On November 29, 1999, Magic 89.9 transferred its studios from PHILCOMCEN Building in Pasig to the Paragon Plaza Building in Mandaluyong to share facilities with sister stations 99.5 RT (now 99.5 Play FM) and 103.5 K-Lite, Mellow Touch 94.7 (now Mellow 947), DWBL 1242 and DWSS 1494.

2000s: Good Times and Boys Night Out popularity
Since its inception, the station started a trend on FM radio of making Fridays nostalgia days with the Friday Magic Madness program (now Friday Madness), that plays music from the 1980s hit music all day. On the other hand, weekend program Saturday Slam plays the 1990s music.

Mo Twister, after four years in hiatus, returned to Magic 89.9, with Good Times With Mo (Limited Edition). He returned again in February 2006 with Good Times With Mo, along with Mojo Jojo, then a late night show. In June 2006, it was transferred to the morning slot (6-9 AM) with a third co-host, Andi. She, however resigned in February 2007, and was replaced by Maui Taylor. Maui retired on May 30, 2007, so Andi9 returned in June 2007, only to leave again in November 2007. The third co-host was Noelle Bonus.

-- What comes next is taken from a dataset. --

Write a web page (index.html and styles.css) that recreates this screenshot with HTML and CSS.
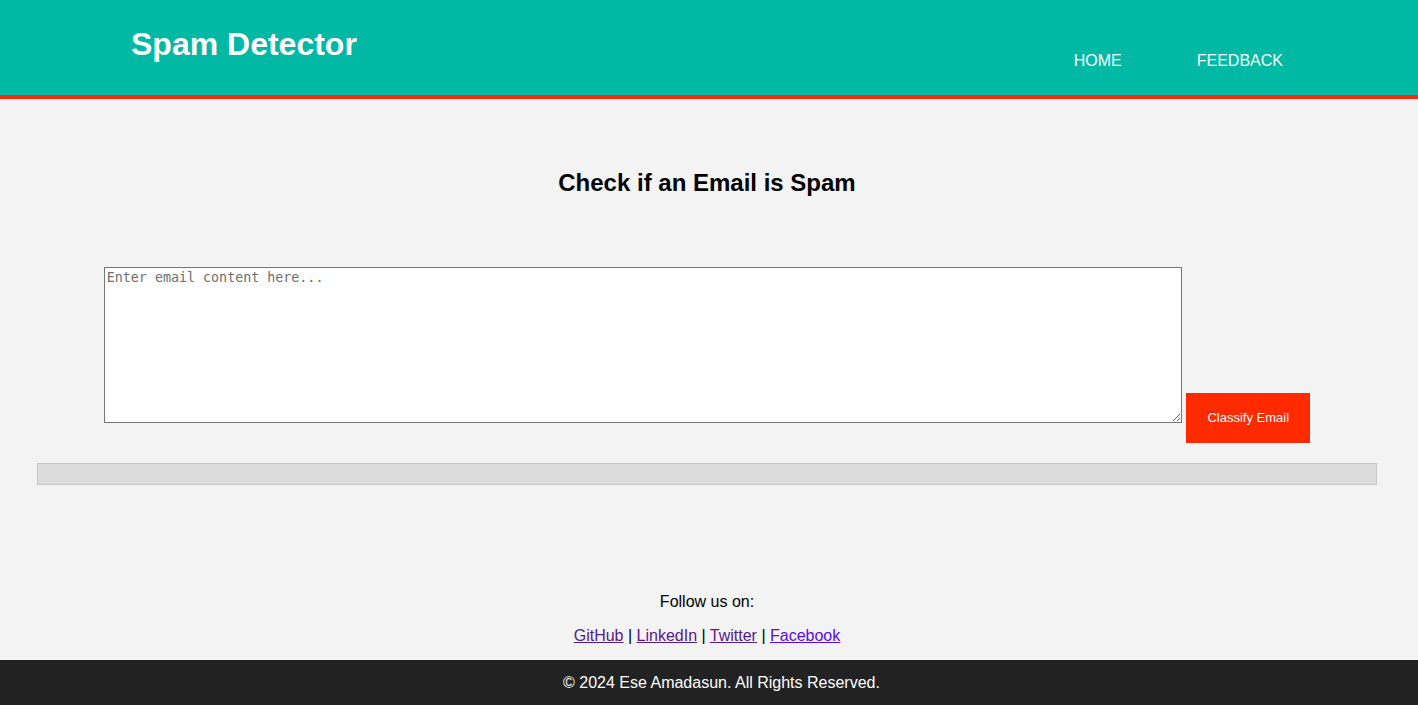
FILE: index.html
```html
<!DOCTYPE html>
<html lang="en">
<head>
<meta charset="utf-8">
<title>Spam Detector</title>
<link rel="stylesheet" href="styles.css">
</head>
<body>
<header class="site-header">
  <h1 class="logo">Spam Detector</h1>
  <nav class="nav">
    <a href="#" class="nav-link">HOME</a>
    <a href="#" class="nav-link">FEEDBACK</a>
  </nav>
</header>
<main class="main">
  <h2 class="title">Check if an Email is Spam</h2>
  <form class="form">
    <textarea class="email-input" placeholder="Enter email content here..."></textarea>
    <button type="button" class="classify-btn">Classify Email</button>
  </form>
  <div class="result"></div>
</main>
<section class="follow">
  <p class="follow-label">Follow us on:</p>
  <p class="follow-links"><a href="#" class="visited">GitHub</a> | <a href="#" class="visited">LinkedIn</a> | <a href="#" class="visited">Twitter</a> | <a href="#" class="fresh">Facebook</a></p>
</section>
<footer class="footer">© 2024 Ese Amadasun. All Rights Reserved.</footer>
</body>
</html>
```
FILE: styles.css
```css
* { box-sizing: border-box; }
body {
  margin: 0;
  background: #f3f3f3;
  font-family: "Liberation Sans", Arial, sans-serif;
  color: #000;
}
.site-header {
  height: 99px;
  background: #00b9a5;
  border-bottom: 4px solid #ff2a00;
  display: flex;
  justify-content: space-between;
  padding: 0 135px 0 131px;
}
.logo {
  margin: 0;
  padding-top: 26px;
  font-size: 32px;
  font-weight: bold;
  color: #fff;
  line-height: 37px;
}
.nav {
  display: flex;
  gap: 75px;
  padding-top: 52px;
}
.nav-link {
  color: #fff;
  text-decoration: none;
  font-size: 16px;
  line-height: 18px;
}
.main {
  padding: 70px 41px 0 37px;
}
.title {
  margin: 0;
  text-align: center;
  font-size: 24px;
  line-height: 28px;
}
.form {
  margin-top: 70px;
  text-align: center;
}
.email-input {
  width: 1078px;
  height: 156px;
  vertical-align: baseline;
  border: 1px solid #767676;
  background: #fff;
  font-family: "DejaVu Sans Mono", monospace;
  font-size: 13.333px;
  padding: 2px;
  margin: 0;
}
.email-input::placeholder { color: #6f6f6f; }
.classify-btn {
  width: 124px;
  height: 50px;
  margin: 0;
  border: none;
  background: #ff2a00;
  color: #fff;
  font-family: "Liberation Sans", Arial, sans-serif;
  font-size: 13px;
  vertical-align: 1px;
}
.result {
  margin-top: 20px;
  height: 22px;
  background: #dcdcdc;
  border: 1px solid #c8c8c8;
}
.follow {
  margin-top: 108px;
  text-align: center;
  font-size: 16px;
  padding-right: 4px;
}
.follow-label { margin: 0 0 16px; line-height: 18px; }
.follow-links { margin: 0; line-height: 18px; padding-bottom: 15px; }
.visited { color: #551a8b; }
.fresh { color: #5a0be8; }
.footer {
  background: #222;
  color: #fff;
  text-align: center;
  height: 45px;
  line-height: 45px;
  font-size: 16px;
  padding-left: 25px;
}
```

On July 17, 2007, The Magic website was in operation once more to serve the net surfing Magic 89.9 listeners here and especially abroad. Recent additions to the Magic list of programs include the American Top 40 (AT40) which is hosted by American Idol presenter and American radio and TV personality Ryan Seacrest, as well as BigFish Radio hosted by Johnboy Lee of BigFish Manila every Saturday nights which features exclusive programs by international club DJs such as Paul Van Dyk, David Guetta, Armin van Buuren and others.

2010s: The Magic's 30th Anniversary Celebration
In January 2014, Mo Twister returns on his morning show Good Times with his new co-host Sam Oh (from its previous timeslot First Thing in the Morning while Good Times was under a 5-month suspension) and Filipino-Canadian internet sensation Mikey Bustos.

On May 31, 2014, the station brought back its Saturday night club timeslot with the debut of Saturday Night Takeover mixed by the country's popular club DJs such as Ace Ramos, Mars Miranda, Marc Marasigan, Deuce Manila, Katsy Lee, Travis Monsod, Ron Poe among others.

After 27 year, Lovenotes returned on air last November 6, 2015. On December 26, 2015, Saturday Slam aired for the last time. Super Hit Sunday, consists of mornings with the Junior Jocks to afternoons with selected weekend/fill-in DJs, extended to Saturdays, becoming Super Hit Weekend.

On February 28, 2016, Magic celebrated its 30th anniversary with major changes in the programming. The station brought back its usual Sunday night slow jam program Sunday Slowdown, after a decade of being replaced by another re-titled program Slow Flow, and later, Nothing Noisy. It also shifted the timeframe of Friday Madness from the original 1980s to the current 1990s and 2000s. In November the same year, the station held its 30th anniversary concert featuring OPM icons Ely Buendia and Rico Blanco at Eastwood City.

In July 2017, Delamar Arias from Monster RX 93.1 joined the station, Andi Manzano also returned and co-host the weekly family-oriented program The Mother Show along with Rikiflo.

On August 5, 2022, the station revived Retro in the Metro, this time as a segment of Friday Madness, featuring music from the 1980s in the morning (7 to 8am) and afternoon (4 to 5pm).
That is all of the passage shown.